A woman wearing a flip-down grey VR headset with a ring and controller in hands

Sony and Siemens' mixed reality headset has its own stylus and ring controllers. This could be a sign of things to come, but maybe not immediately.

Sony and Siemens

What about haptics or controllers?

The Vision Pro, leaning completely on hand tracking, not only skips controllers but any sort of vibrating haptic feedback, something I've found really important for "feeling" things in virtual experiences. Eiche isn't as immediately concerned about a lack of haptics for building really good VR and AR.

Owlchemy's own hand tracking in some complicated 3D interfaces in games like Job Simulator, using buttons, levers and other tactile inputs, take advantage of some hand movements and clever audio cues. To Eiche, they function well enough as a type of virtual haptics. 

"Our phones have lots of haptics in them now, but that's because everybody is on silent mode," Eiche comments on phones and watches. "I don't think we're going to be doing silent mode on a headset." Eiche sees visual and audio cues working to be convincing enough to feel real, comparing it to imagining drinking a cold glass of water using method acting. "A sound and a sight does a lot of heavy lifting towards what your brain understands."

More advanced feedback or input could (and should) come with extra controllers or input devices, something like Meta's Touch controllers, or a super-powered Apple Pencil, the Apple Watch or even a ring (like Sony's mixed reality headset uses). 
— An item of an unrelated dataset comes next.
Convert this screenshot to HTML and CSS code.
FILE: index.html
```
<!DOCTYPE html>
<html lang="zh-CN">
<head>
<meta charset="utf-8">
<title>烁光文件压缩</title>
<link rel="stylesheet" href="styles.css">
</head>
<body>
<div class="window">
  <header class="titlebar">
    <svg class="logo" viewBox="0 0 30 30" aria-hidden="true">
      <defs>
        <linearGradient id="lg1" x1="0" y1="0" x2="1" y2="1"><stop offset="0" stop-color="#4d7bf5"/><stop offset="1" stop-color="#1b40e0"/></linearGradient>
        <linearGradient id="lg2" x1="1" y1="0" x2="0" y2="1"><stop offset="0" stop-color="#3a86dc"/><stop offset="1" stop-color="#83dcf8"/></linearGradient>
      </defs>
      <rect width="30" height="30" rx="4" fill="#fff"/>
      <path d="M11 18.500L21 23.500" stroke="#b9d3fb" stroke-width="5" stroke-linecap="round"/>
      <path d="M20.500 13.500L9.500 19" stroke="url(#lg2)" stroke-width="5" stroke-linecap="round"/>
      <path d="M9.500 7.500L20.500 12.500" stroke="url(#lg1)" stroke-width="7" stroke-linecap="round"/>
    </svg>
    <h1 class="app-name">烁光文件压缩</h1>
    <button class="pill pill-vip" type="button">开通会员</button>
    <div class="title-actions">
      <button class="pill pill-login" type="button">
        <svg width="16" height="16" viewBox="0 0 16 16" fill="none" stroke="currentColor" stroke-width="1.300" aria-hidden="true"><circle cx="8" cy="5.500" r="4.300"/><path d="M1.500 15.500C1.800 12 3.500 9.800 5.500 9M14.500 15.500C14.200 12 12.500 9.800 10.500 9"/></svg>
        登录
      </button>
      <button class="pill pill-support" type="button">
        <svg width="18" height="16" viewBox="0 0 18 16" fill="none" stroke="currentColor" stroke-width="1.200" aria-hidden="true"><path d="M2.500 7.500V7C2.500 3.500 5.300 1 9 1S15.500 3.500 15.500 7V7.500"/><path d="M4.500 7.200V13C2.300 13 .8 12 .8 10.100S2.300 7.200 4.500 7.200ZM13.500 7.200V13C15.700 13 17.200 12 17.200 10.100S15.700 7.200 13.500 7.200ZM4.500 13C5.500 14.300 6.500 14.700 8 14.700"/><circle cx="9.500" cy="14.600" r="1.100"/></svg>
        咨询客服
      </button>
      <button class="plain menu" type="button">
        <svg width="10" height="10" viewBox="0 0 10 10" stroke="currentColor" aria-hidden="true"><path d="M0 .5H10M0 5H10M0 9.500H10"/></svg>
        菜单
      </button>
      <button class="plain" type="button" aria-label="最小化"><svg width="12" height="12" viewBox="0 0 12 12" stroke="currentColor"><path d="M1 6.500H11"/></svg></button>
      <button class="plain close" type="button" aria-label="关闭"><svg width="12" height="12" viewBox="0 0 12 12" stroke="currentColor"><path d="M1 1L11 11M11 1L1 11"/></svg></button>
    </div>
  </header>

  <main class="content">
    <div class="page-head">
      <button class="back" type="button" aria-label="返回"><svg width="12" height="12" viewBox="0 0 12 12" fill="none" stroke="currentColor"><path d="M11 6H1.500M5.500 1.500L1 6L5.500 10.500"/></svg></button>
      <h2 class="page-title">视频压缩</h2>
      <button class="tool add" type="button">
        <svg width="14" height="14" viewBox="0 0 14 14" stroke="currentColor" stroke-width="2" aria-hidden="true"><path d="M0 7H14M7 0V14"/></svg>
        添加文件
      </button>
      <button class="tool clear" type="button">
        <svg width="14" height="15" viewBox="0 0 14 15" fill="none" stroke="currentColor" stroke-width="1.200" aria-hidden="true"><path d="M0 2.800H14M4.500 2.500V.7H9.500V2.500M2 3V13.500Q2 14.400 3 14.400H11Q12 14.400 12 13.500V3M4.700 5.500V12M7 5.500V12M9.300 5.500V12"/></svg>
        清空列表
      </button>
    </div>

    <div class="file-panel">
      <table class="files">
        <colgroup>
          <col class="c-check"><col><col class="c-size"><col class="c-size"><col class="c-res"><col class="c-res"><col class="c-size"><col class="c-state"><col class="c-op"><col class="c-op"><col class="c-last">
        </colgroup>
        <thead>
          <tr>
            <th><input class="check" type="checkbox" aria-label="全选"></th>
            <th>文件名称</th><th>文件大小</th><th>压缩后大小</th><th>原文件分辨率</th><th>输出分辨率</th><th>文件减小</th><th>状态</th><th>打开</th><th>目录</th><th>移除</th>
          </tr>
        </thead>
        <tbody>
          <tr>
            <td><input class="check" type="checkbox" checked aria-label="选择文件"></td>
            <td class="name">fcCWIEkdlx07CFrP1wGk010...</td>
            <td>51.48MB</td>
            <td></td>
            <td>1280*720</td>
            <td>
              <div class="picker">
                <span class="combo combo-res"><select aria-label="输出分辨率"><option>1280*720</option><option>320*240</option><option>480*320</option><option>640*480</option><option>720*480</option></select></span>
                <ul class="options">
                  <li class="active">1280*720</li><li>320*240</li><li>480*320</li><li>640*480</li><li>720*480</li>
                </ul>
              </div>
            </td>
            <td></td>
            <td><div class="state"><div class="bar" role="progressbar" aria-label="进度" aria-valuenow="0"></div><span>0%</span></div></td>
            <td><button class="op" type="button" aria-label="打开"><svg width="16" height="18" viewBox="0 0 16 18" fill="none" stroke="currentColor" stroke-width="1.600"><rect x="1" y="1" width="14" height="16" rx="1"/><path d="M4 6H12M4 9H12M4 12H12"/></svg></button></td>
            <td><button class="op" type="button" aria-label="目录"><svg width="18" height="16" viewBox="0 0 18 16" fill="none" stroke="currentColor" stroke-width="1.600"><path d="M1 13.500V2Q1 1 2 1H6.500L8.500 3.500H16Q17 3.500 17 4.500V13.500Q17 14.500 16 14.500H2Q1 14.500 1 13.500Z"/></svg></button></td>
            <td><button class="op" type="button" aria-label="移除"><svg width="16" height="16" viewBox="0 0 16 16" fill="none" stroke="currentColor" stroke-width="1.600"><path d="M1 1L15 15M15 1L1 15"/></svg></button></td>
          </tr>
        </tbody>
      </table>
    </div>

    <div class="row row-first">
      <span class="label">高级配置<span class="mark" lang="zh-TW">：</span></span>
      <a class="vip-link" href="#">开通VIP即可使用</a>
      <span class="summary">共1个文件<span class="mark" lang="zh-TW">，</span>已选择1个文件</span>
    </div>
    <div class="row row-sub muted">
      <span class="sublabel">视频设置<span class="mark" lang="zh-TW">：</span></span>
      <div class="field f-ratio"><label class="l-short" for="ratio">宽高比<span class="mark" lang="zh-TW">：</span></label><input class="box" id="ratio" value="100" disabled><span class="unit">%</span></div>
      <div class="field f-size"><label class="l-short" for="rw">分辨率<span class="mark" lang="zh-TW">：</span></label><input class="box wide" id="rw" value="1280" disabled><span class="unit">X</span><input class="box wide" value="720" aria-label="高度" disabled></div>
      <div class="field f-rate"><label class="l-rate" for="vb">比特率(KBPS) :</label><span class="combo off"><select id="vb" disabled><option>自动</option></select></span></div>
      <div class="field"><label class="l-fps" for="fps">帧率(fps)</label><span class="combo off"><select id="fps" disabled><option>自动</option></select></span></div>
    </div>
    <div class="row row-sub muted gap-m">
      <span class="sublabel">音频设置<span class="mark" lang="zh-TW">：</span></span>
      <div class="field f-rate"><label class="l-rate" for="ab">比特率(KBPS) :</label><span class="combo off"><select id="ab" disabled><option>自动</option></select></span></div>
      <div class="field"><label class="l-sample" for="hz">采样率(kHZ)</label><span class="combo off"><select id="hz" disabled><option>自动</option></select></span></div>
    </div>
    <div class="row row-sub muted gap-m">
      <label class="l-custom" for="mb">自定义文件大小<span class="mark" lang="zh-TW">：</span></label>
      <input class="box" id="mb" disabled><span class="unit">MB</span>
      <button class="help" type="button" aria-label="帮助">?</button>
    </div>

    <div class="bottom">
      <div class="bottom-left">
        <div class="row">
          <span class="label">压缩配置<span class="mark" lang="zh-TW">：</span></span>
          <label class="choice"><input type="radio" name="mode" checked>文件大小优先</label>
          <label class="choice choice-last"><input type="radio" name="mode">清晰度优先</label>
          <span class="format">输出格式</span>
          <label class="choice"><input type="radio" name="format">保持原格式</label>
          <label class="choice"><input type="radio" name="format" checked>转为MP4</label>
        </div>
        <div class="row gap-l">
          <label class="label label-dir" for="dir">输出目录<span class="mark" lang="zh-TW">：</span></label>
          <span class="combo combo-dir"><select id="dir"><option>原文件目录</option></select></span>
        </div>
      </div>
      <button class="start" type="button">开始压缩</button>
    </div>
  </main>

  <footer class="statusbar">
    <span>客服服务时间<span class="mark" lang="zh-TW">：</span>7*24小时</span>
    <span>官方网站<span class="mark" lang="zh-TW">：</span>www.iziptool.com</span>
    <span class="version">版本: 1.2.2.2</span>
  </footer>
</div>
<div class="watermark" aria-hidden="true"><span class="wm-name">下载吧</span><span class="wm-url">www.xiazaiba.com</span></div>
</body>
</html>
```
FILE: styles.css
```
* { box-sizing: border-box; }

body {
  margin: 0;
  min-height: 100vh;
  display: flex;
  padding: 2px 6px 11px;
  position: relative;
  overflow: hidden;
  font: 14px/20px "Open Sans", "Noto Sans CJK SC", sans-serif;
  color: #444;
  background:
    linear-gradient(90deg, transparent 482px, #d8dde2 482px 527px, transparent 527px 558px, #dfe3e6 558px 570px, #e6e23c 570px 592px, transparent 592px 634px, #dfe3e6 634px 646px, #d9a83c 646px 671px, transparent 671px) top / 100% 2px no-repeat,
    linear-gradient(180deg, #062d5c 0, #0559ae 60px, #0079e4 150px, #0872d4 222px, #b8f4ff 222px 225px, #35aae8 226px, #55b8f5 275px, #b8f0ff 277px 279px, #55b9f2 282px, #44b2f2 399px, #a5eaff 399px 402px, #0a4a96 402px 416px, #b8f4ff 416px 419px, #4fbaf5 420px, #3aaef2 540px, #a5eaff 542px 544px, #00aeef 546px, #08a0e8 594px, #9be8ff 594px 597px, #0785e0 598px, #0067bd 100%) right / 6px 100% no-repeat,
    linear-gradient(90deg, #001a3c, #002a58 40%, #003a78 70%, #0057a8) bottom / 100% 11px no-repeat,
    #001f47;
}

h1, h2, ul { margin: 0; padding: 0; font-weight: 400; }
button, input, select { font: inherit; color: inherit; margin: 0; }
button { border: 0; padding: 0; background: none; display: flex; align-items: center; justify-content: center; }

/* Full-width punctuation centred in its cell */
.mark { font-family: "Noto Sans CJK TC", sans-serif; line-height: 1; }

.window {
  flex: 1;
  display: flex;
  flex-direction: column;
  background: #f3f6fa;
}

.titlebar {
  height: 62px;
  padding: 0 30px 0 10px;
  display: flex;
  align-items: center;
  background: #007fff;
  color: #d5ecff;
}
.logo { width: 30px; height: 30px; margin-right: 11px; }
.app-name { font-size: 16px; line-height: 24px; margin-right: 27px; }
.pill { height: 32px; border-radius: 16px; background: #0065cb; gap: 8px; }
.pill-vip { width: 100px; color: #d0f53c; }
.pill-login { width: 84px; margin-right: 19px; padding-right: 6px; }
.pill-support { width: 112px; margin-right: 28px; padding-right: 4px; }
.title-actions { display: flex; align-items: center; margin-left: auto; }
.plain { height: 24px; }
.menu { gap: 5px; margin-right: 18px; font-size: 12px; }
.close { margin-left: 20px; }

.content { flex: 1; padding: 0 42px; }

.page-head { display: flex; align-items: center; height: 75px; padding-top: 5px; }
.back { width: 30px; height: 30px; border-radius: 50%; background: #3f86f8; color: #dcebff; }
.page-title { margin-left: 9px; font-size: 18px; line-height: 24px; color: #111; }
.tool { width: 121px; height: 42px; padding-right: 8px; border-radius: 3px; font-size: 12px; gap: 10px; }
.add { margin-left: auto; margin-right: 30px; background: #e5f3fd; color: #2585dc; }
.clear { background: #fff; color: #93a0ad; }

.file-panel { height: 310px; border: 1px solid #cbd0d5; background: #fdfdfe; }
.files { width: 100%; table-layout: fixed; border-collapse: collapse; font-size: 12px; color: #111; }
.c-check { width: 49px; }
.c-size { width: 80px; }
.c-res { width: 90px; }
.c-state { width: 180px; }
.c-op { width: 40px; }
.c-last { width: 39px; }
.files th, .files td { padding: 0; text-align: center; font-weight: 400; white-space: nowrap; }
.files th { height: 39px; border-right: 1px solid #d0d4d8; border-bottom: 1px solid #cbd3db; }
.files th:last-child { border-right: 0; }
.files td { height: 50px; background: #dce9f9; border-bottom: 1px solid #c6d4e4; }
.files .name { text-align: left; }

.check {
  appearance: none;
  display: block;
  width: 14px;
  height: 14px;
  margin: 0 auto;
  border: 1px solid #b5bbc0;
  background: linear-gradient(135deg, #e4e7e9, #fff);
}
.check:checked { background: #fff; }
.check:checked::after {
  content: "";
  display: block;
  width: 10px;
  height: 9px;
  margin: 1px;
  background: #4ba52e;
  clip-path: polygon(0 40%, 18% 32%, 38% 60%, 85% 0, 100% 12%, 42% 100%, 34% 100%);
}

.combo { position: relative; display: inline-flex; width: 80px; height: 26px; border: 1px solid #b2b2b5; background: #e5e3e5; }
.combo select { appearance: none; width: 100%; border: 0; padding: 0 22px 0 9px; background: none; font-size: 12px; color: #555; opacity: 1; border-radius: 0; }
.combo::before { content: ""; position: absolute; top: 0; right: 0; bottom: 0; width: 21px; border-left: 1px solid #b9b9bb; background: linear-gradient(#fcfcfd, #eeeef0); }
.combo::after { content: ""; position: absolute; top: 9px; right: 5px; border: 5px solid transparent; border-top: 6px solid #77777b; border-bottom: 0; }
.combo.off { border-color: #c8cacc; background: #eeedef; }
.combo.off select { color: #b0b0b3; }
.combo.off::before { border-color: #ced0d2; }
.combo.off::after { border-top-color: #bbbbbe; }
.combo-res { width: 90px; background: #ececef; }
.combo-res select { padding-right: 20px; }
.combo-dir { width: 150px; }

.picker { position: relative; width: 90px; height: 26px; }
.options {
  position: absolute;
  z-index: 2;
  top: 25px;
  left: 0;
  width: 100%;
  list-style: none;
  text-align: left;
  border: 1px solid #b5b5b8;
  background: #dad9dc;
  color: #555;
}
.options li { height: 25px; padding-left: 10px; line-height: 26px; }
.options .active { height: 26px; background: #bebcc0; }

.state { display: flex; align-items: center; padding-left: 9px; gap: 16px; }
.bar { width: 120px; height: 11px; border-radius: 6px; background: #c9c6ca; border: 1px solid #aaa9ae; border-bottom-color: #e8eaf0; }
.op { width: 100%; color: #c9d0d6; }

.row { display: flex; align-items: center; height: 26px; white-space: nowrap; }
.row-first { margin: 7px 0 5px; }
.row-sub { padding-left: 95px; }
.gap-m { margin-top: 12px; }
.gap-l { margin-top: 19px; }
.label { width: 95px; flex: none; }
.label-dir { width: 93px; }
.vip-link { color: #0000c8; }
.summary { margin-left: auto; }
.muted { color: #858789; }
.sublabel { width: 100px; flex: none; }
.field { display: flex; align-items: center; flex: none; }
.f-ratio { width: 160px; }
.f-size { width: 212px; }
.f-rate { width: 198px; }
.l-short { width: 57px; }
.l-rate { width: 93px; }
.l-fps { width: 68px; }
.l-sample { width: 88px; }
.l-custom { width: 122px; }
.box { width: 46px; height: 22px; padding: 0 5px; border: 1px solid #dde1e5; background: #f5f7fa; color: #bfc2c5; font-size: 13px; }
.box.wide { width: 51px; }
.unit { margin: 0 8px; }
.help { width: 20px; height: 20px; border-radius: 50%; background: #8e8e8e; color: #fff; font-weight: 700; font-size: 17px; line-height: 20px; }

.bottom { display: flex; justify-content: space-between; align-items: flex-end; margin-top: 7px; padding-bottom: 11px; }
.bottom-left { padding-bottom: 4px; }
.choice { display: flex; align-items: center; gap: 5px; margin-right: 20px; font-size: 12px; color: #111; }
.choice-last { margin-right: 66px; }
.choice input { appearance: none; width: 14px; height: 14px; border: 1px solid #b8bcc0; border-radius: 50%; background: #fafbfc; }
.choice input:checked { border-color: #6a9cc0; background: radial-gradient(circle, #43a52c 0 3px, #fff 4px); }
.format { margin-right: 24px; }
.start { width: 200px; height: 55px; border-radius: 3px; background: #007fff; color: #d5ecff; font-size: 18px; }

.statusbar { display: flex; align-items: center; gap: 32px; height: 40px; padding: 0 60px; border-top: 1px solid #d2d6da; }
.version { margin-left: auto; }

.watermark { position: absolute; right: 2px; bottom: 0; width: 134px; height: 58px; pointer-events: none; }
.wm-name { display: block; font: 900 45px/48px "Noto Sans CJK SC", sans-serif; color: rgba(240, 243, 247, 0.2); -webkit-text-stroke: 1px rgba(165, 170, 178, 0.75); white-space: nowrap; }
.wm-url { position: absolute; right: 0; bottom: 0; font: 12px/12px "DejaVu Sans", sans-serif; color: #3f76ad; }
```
Eiche sees those kinds of specialized controllers coming next. "I don't think that this is the death of peripherals. I think this is the rejuvenation. If you make a haptic glove, you should be so excited about this." 

Apple may focus on more advanced 3D interactions for VisionOS 2.0 at WWDC 24 in June, as opposed to any new advanced controllers. But that doesn't mean they won't come someday. 

"I think you should wish for us to get as far as we can without the Pencil," Eiche says of the hands-only world of mixed reality on Vision Pro right now, and possibly on other devices too. "Then the Pencil's use case will be so perfect and refined."